10. The dual thruster system of claim 1, wherein the electric thruster further comprises an anode at the proximal end to propel the ionized ammonia toward the distal end of the electric thruster.

11. The dual thruster system of claim 1, wherein the distal end of the electric thruster further comprises a screen grid with a positive potential and an accelerator grid with a negative potential, wherein the screen grid is located nearer to the proximal end than to the accelerator grid, and thrust is provided by accelerating the ammonia ions from the screen grid to the accelerator grid and out of the electric thruster from the distal end of the electric thruster.
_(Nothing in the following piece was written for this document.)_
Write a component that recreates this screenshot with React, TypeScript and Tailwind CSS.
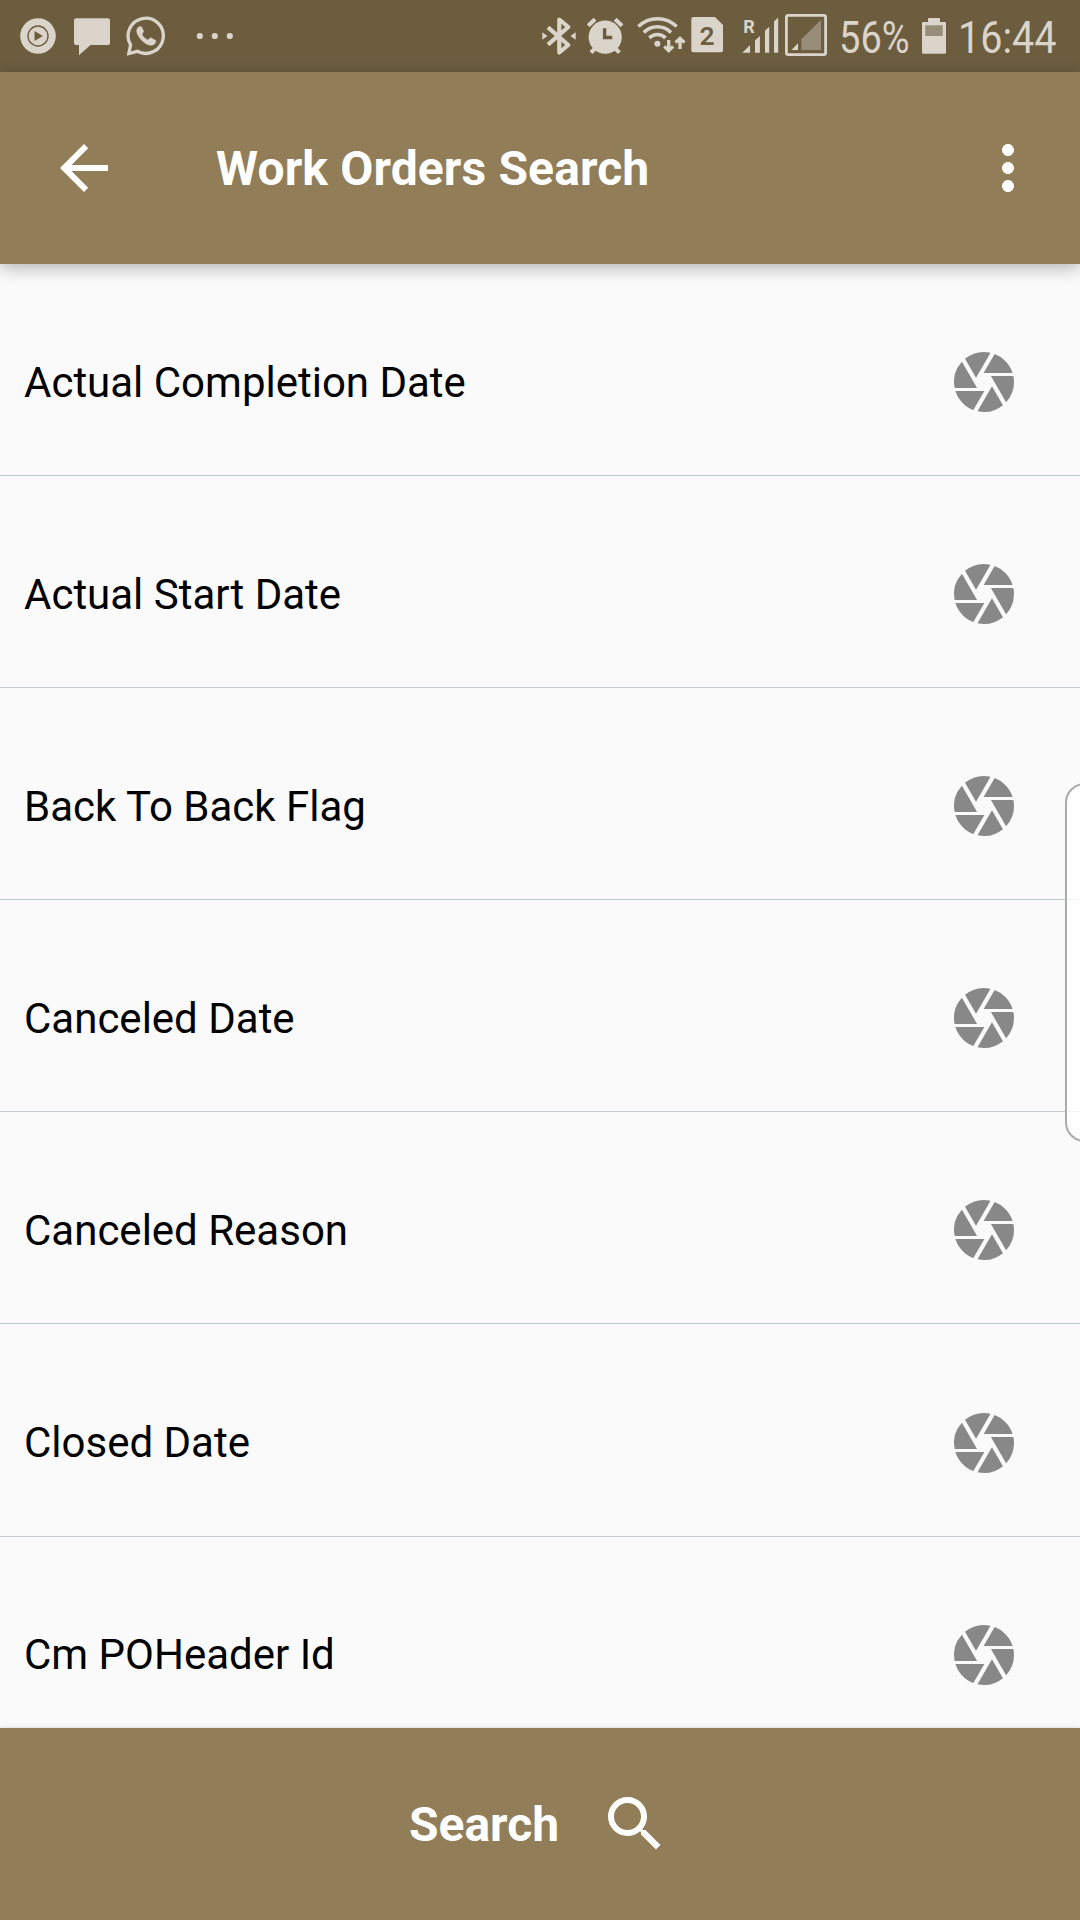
import React from "react";
import { MdArrowBack, MdCamera, MdMoreVert, MdSearch } from "react-icons/md";

const INK = "#dad4ca";
const BAR = "#6c5d3f";

const fields = [
  "Actual Completion Date",
  "Actual Start Date",
  "Back To Back Flag",
  "Canceled Date",
  "Canceled Reason",
  "Closed Date",
  "Cm POHeader Id",
];

function PlayIcon() {
  return (
    <svg className="ml-5 h-[72px] w-9 shrink-0" viewBox="20 0 36 72">
      <circle cx="38" cy="36" r="17.8" fill={INK} />
      <circle cx="38" cy="36" r="10" fill="none" stroke={BAR} strokeWidth="1.4" />
      <path d="M34.5 31v10l8.3-5z" fill={BAR} />
    </svg>
  );
}

function MessageIcon() {
  return (
    <svg className="ml-[18px] h-[72px] w-9 shrink-0" viewBox="74 0 36 72">
      <path d="M76 18.3h32a2 2 0 0 1 2 2V43a2 2 0 0 1-2 2H90.5L79 55.2V45h-3a2 2 0 0 1-2-2V20.300a2 2 0 0 1 2-2z" fill={INK} />
    </svg>
  );
}

function WhatsAppIcon() {
  return (
    <svg className="ml-4 h-[72px] w-10 shrink-0" viewBox="126 0 40 72">
      <path d="M130.600 44.800A17.600 17.600 0 1 1 137.400 51.300L128.800 53.500Z" fill="none" stroke={INK} strokeWidth="3.300" />
      <path d="M138.300 27.200c-1.700 1.300-2 3.800-1.100 6.200 2 5.500 8 11.300 13.600 11.900 2.700.1 4.800-1.600 5.200-4.600l-5.200-3c-1.300.4-2 1.900-3 2.200-2.500-1-4.800-3.200-5.800-5.500.3-1.300 1.500-2 1.600-3.400l-2.200-4.200c-.9-.5-2.100-.3-3.100.4z" fill={INK} stroke={INK} strokeWidth="0.500" />
    </svg>
  );
}

function MoreDots() {
  return (
    <svg className="ml-[30px] h-[72px] w-10 shrink-0" viewBox="196 0 40 72" fill={INK}>
      <circle cx="199.800" cy="36" r="3.100" />
      <circle cx="214.800" cy="36" r="3.100" />
      <circle cx="229.800" cy="36" r="3.100" />
    </svg>
  );
}

function BluetoothIcon() {
  return (
    <svg className="h-[72px] w-9 shrink-0" viewBox="541 0 36 72">
      <path d="M548 27.300 568.300 45 559.300 52.500V19.500L568.300 27 548 44.700" fill="none" stroke={INK} strokeWidth="4.200" strokeLinejoin="round" />
      <path d="M542.300 32.300v7.400L547.500 36zM575.700 32.300v7.400L570.500 36z" fill={INK} />
    </svg>
  );
}

function AlarmIcon() {
  return (
    <svg className="ml-2 h-[72px] w-10 shrink-0" viewBox="585 0 40 72">
      <circle cx="605.200" cy="37.200" r="16.600" fill={INK} />
      <path d="M588.200 25.800 595 19.300M622 25.800 615.200 19.300M591 52.700l5-5.200M619.400 52.700l-5-5.200" stroke={INK} strokeWidth="4" />
      <path d="M604.600 28.300v9.200h7.600" fill="none" stroke={BAR} strokeWidth="3.400" />
    </svg>
  );
}

function WifiIcon() {
  return (
    <svg className="ml-3 h-[72px] w-[50px] shrink-0" viewBox="637 0 50 72" fill="none" stroke={INK}>
      <path d="M638.400 26.600a27 27 0 0 1 38.200 0M643.800 32.400a19.200 19.200 0 0 1 27.200 0M649.300 37.900a11.500 11.500 0 0 1 16.200 0" strokeWidth="3.600" />
      <circle cx="657.400" cy="43.700" r="3" fill={INK} stroke="none" />
      <path d="M668.700 40v11M664.300 46.300l4.400 4.400 4.400-4.400M680 49V38M675.600 42.700 680 38.300l4.400 4.400" strokeWidth="3.300" />
    </svg>
  );
}

function SimIcon() {
  return (
    <svg className="ml-1 h-[72px] w-8 shrink-0" viewBox="691 0 32 72">
      <path d="M693.300 17H715l8 8v25.300a2 2 0 0 1-2 2h-27.700a2 2 0 0 1-2-2V19a2 2 0 0 1 2-2z" fill={INK} />
      <text x="707" y="45" textAnchor="middle" fontFamily="Roboto" fontWeight="600" fontSize="26.500" fill={BAR}>2</text>
    </svg>
  );
}

function SignalIcon() {
  return (
    <svg className="ml-[18px] h-[72px] w-[38px] shrink-0" viewBox="741 0 38 72" fill={INK}>
      <text x="743.200" y="32.700" fontFamily="Roboto" fontWeight="700" fontSize="18.500" textLength="11.500" lengthAdjust="spacingAndGlyphs">R</text>
      <path d="M742.300 52.800h7.800V45zM755 52.800V40.500l4.900-4.500v16.800zM765 52.800V30.800l4.200-4v26zM774 52.800V21.500l4.200-4v35.300z" />
    </svg>
  );
}

function BoxedSignalIcon() {
  return (
    <svg className="ml-[6px] h-[72px] w-[42px] shrink-0" viewBox="785 0 42 72">
      <rect x="786.400" y="15.400" width="39.200" height="39.200" rx="1.800" fill="none" stroke={INK} strokeWidth="2.800" />
      <path d="M791.500 50h6.500v-6.800z" fill={INK} />
      <path d="M801.400 50V39L821 20v30z" fill="#988d79" />
    </svg>
  );
}

function BatteryIcon() {
  return (
    <svg className="h-[72px] w-6 shrink-0" viewBox="922 0 24 72">
      <path d="M929 18h10a1 1 0 0 1 1 1v3h5a1 1 0 0 1 1 1v29.700a1 1 0 0 1-1 1h-22a1 1 0 0 1-1-1V23a1 1 0 0 1 1-1h5v-3a1 1 0 0 1 1-1z" fill={INK} />
      <rect x="925.300" y="25.300" width="17.400" height="10.700" fill="#988d79" />
    </svg>
  );
}

function StatusBar() {
  return (
    <div className="flex h-[72px] shrink-0 items-center bg-[#6c5d3f] text-[44.500px] leading-[72px] text-[#dad4ca]">
      <PlayIcon />
      <MessageIcon />
      <WhatsAppIcon />
      <MoreDots />
      <div className="ml-auto flex items-center">
        <BluetoothIcon />
        <AlarmIcon />
        <WifiIcon />
        <SimIcon />
        <SignalIcon />
        <BoxedSignalIcon />
        <div className="ml-3 w-[83px] pt-1">
          <span className="inline-block origin-left scale-x-[0.855]">56%</span>
        </div>
        <BatteryIcon />
        <div className="ml-3 w-[122px] pt-1">
          <span className="inline-block origin-left scale-x-[0.89]">16:44</span>
        </div>
      </div>
    </div>
  );
}

export default function App() {
  return (
    <div className="relative flex h-[1920px] w-[1080px] flex-col overflow-hidden bg-[#fafafa] font-['Roboto',sans-serif]">
      <StatusBar />
      <header className="z-10 flex h-48 shrink-0 items-center bg-[#917e58] px-9 pl-12 text-white shadow-[0_4px_16px_rgba(0,0,0,0.28)]">
        <MdArrowBack className="size-[72px]" />
        <h1 className="ml-24 pt-0.5 text-5xl font-bold tracking-[0.13px]">Work Orders Search</h1>
        <MdMoreVert className="ml-auto size-[72px]" />
      </header>
      <main className="min-h-0 flex-1 overflow-hidden">
        {fields.map((name) => (
          <div
            key={name}
            className="group flex h-[212px] items-center justify-between border-b border-[#c3cbcf] pt-6 pr-[60px] pl-6 nth-6:h-[213px] nth-6:pt-[25px]"
          >
            <span className="pt-0.5 text-[42px] text-black group-nth-[n+6]:pt-0">{name}</span>
            <MdCamera className="size-[72px] text-[#888888]" />
          </div>
        ))}
      </main>
      <footer className="z-10 flex h-48 shrink-0 items-center justify-center bg-[#917e58] text-white shadow-[0_0_4px_rgba(0,0,0,0.15)]">
        <span className="pt-0.5 text-5xl font-bold">Search</span>
        <MdSearch className="ml-10 size-[72px]" />
      </footer>
      <div className="absolute top-[783px] -right-6 h-[359px] w-[39px] rounded-[20px] border-2 border-[#aaaaaa] bg-white/80" />
    </div>
  );
}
12. The dual thruster system of claim 1, wherein the ionized ammonia comprises NH3+, NH32+, or NH4+.

13. A method of providing both chemical and electric propulsion to a dual mode rocket thruster system comprising:

providing chemical propulsion by a reaction of hydrazine; and

providing electric propulsion by a process comprising catalytically converting hydrazine to a reaction product comprising ammonia, ionizing the product comprising ammonia, and providing an electric field to provide thrust by accelerating the ionized reaction product from the electric thruster.

14. The method of claim 13, further comprising converting hydrazine to a reaction product comprising ammonia using a catalyst comprising a plurality of metallic nanoparticles.

15. The method of claim 14, wherein the metallic nanoparticles comprise at least one of nickel, copper, and iron.

16. The method of claim 13, further comprising converting hydrazine to a reaction product comprising ammonia using a catalyst comprising a plurality of silica-metal nanoparticles.

17. The method of claim 16, wherein the metal comprises nickel.

18. The method of claim 13, further comprising converting the ammonia to ammonia ions by exposing the ammonia to an RF source.

19. The method of claim 13, wherein the ionized reaction product comprises NH3+, NH32+, or NH4+.